The ministry said that cattle breeding is steadily declining due to companies in the Anti-Terrorist Operation (ATO) zone reaming inactive.

 

STARTING PRICE OF 94.5% IN ODESA PORT-SIDE PLANT WILL BE NO LESS THAN $500 MLN – SPF

KYIV. Aug 19 (Interfax-Ukraine) – The starting price of a 94.5% stake in Odesa port-side chemical plant will be no less than $500 million at auction, Head of the State Property Fund (SPF) Ihor Bilous said at a meeting of the plant supervisory council.

According to the press service of the Ministry of Economic Development and Trade, Bilous noted that at present ten potential investors are interested in the privatization of Odesa port-side plant.

Bilous also said it is planned to attract a large international investment bank as an advisor for privatization by the end of August, while a road show for investors will begin in September.

As reported, the State Property Fund of Ukraine intends to put 5% of PJSC Odesa port-side chemical plant up for sale through Perspectiva stock exchange on August 26.

The sale of a 94.5% stake in PJSC Odesa port-side plant is scheduled for November.

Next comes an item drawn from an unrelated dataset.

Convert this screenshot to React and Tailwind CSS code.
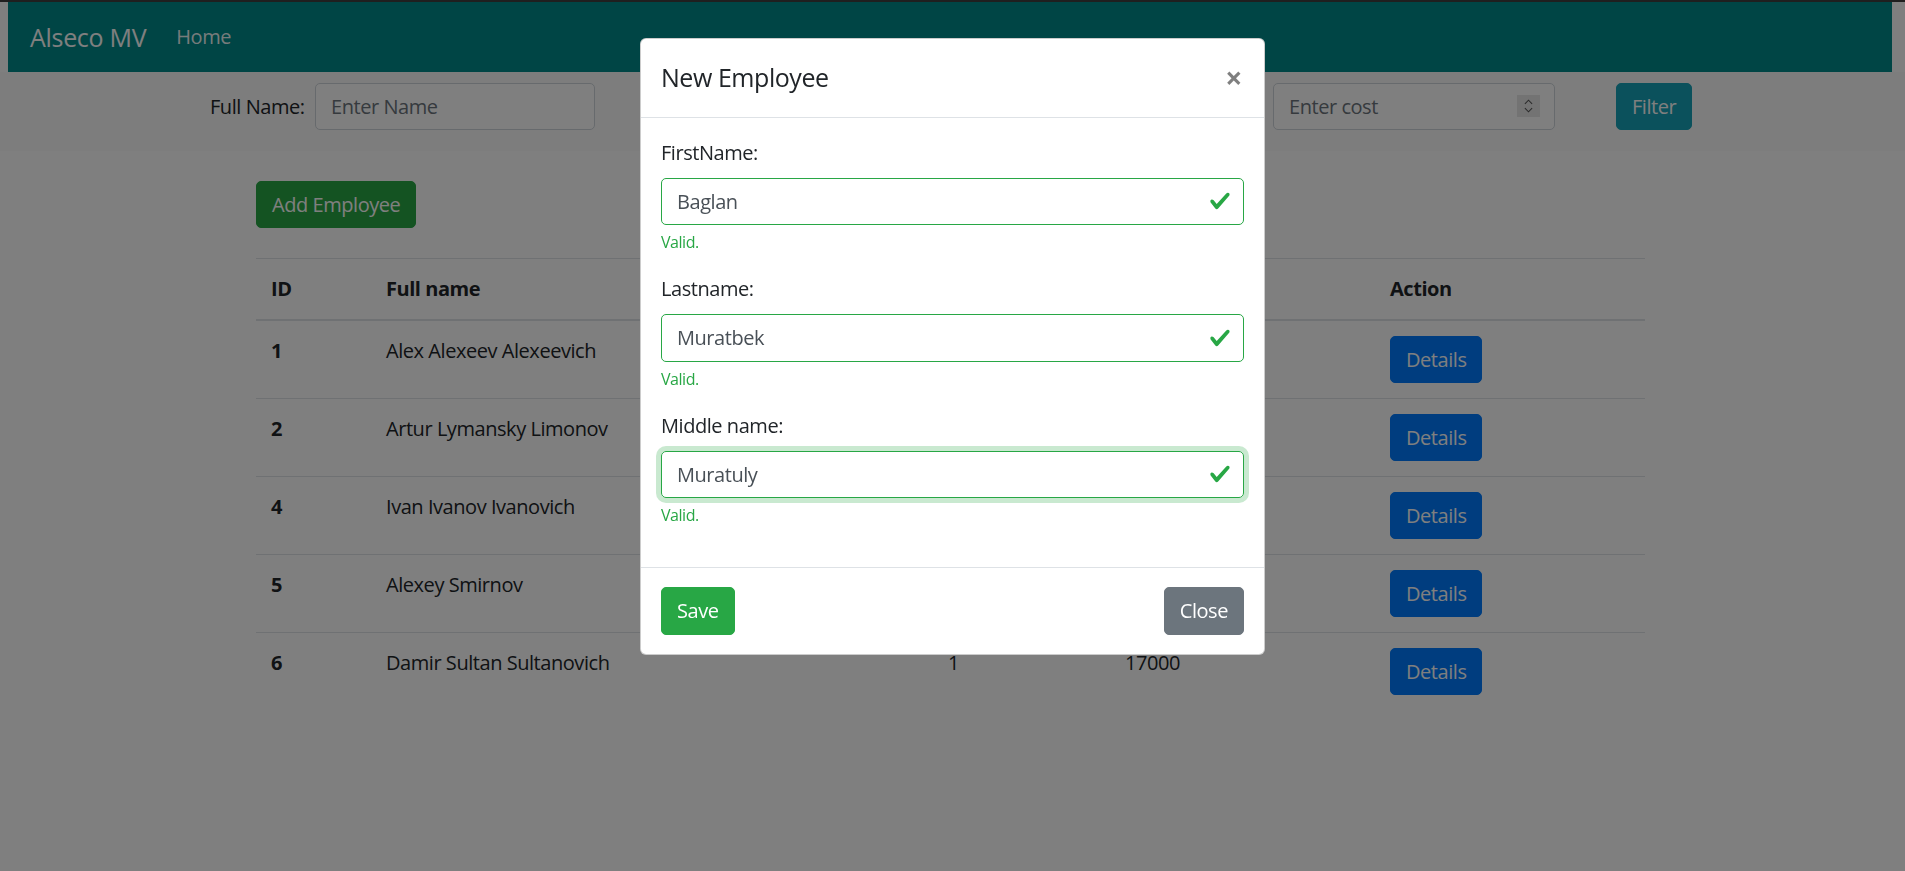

WORLD BANK COULD APPROVE ISSUE OF $500 MLN DPL-2 TO UKRAINE BY SEPT

KYIV. Aug 19 (Interfax-Ukraine) – The Board of Directors of the World Bank plans to consider at a meeting scheduled for August 25 the issue of the Second Development Policy Loan (DPL-2) in the amount of $500 million to Ukraine.

According to a report on the website of the World Bank, the issue will be the first one on the agenda of the Board of Directors after a two-week pause in its work.

Earlier, deputy head of the presidential administration of Ukraine Dmytro Shymkiv and government officials clarified that the World Bank’s issue of a $500 million DPL-2 will enable Ukraine to receive $300 million from the government of Japan under a bilateral intergovernmental agreement on the promotion and protection of investment (an investment agreement between Japan and Ukraine).

The Verkhovna Rada adopted the necessary laws for this new funding in the spring and summer of this year along with other laws that have allowed Kyiv to get a $1.7 billion second tranche from the International Monetary Fund within the EFF program in early August.